Oilman backs a clean-energy alternative
T. Boone Pickens was a big name in Texas when I lived there more than 20 years ago. That name now may become familiar nationwide.
Pickens, the quintessential Texas oilman, has embarked on a $58 million ad campaign to promote wind power as an alternative to the commodity that made him rich. This barrage of TV ads coincides with rising anger and panic over $4 gasoline, so Americans may be receptive to Pickens' message.
My wife and I went to Pickens' home in Amarillo once for a wedding party for a friend. Pickens was out of town, but his wife was on hand to welcome the guests.
The house had an indoor tennis court the size of a high school gym and, in those pre-cell-phone days, it had land-line phones installed in the bathrooms. But other than those indulgences, it was a relatively modest home for someone Forbes now ranks as the 117th richest man in America.
Pickens may abide by the notion that, if you have real money, you don't have to brag about it. Pickens, now 80 years old, has $3 billion.
"I don't need more money," he said when asked if profit was one of the motives for pushing wind power. His plan, however, could add to the pile.
Pickens' company, Mesa Power, is building the world's largest wind farm near Pampa in the Texas Panhandle at a cost of $10 billion. Once it is finished, it will double the amount of energy now generated by wind nationwide.
Pickens has hired a dozen Washington lobbyists to drum up publicity for his idea of installing thousands of wind turbines across America's heartland. While he is not specific about who would pay for the national grid to transmit the electricity generated by those wind farms, he hints that the government is the obvious candidate to pick up that tab. Texas state officials, in fact, recently gave initial approval to a $4.9 billion plan to build transmission lines in the Lone Star State.
The most likely location for wind farms is the nation's wide-open midsection. Imagine hundreds and hundreds of wind turbines stretching across Kansas and Nebraska. They would be unobstructed, and they certainly wouldn't spoil the scenery.

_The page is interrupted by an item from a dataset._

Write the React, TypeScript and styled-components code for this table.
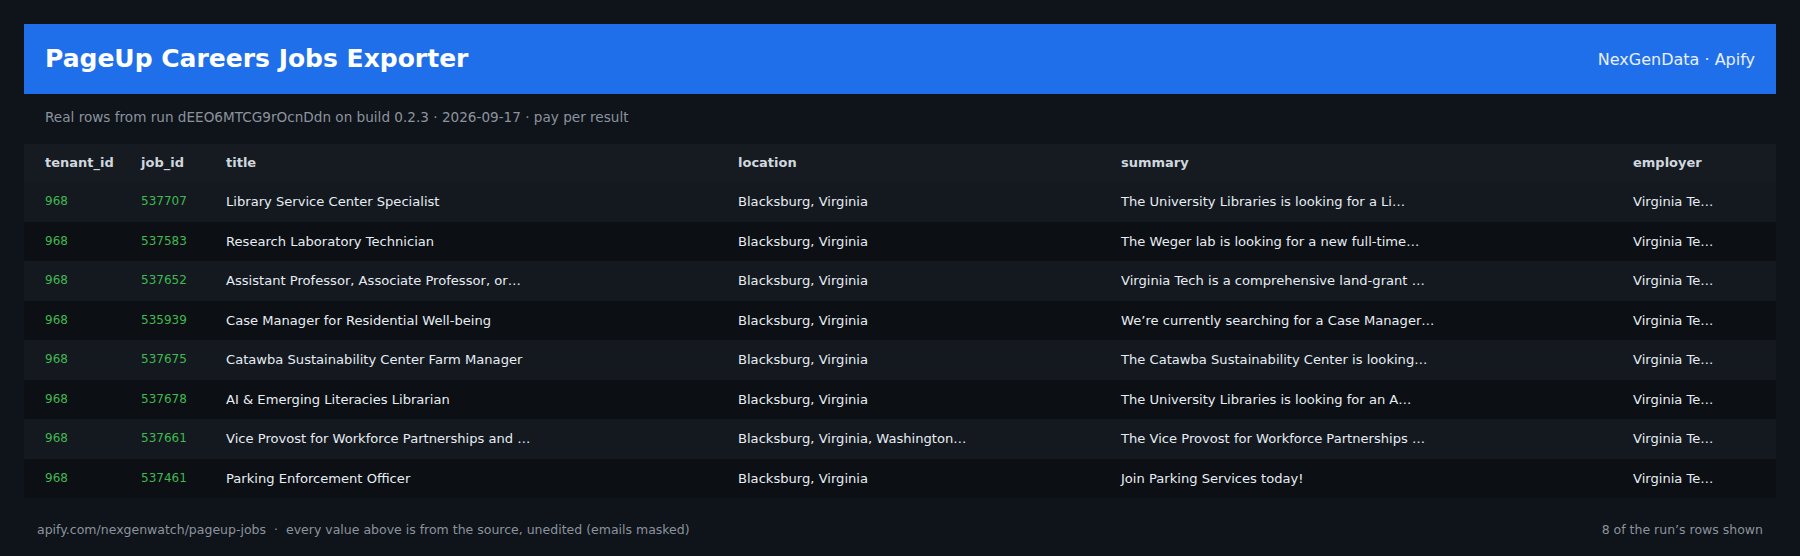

I lived in West Texas where prairie and scrub land sit atop the Permian Basin, one of the most productive oil formations on earth. Every five miles or so, you would see a pump-jack bobbing up and down on the horizon, bringing sweet crude to the surface -- where it was sold, at the time, for about $30 a barrel.

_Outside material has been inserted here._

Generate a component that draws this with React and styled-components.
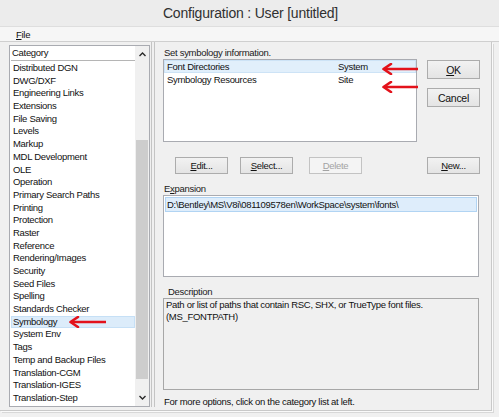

I can attest that, in addition to oil, wind is another boundless natural resource in West Texas. It never stops. The wind can range from a whisper to a howling fury, a roaring blast that blows in a sudden blue norther or a dust storm that blots out the sun.
We've all heard the stories about how the plains Indians considered the oil that occasionally bubbled up out of the ground to be a nuisance. In the near future, we may get a laugh out of how generations of Texans have complained about the wind.
Part of the theme of Pickens' campaign is that increasing domestic exploration for oil will do little or nothing to affect the price of gas at the tank. He also objects to the projected $10 trillion the United States will spend on foreign oil over the next decade.
"It will be the greatest transfer of wealth from one country to other parts of the world in the history of mankind," he said.
All this has made him the new friend of liberals and environmentalists. It also makes him the bane of John McCain and others who are pushing to open the Alaskan wildlife refuge and offshore sites to drillers.
But Pickens has a lot to atone for. He is the one who bankrolled the Swift Boat attack ads against Democratic presidential candidate John Kerry in 2004. That makes him at least partially culpable for the re-election of George W. Bush and four more years of failing to address global warming or develop a sensible energy policy.
If it's not about the money, maybe it's about redemption.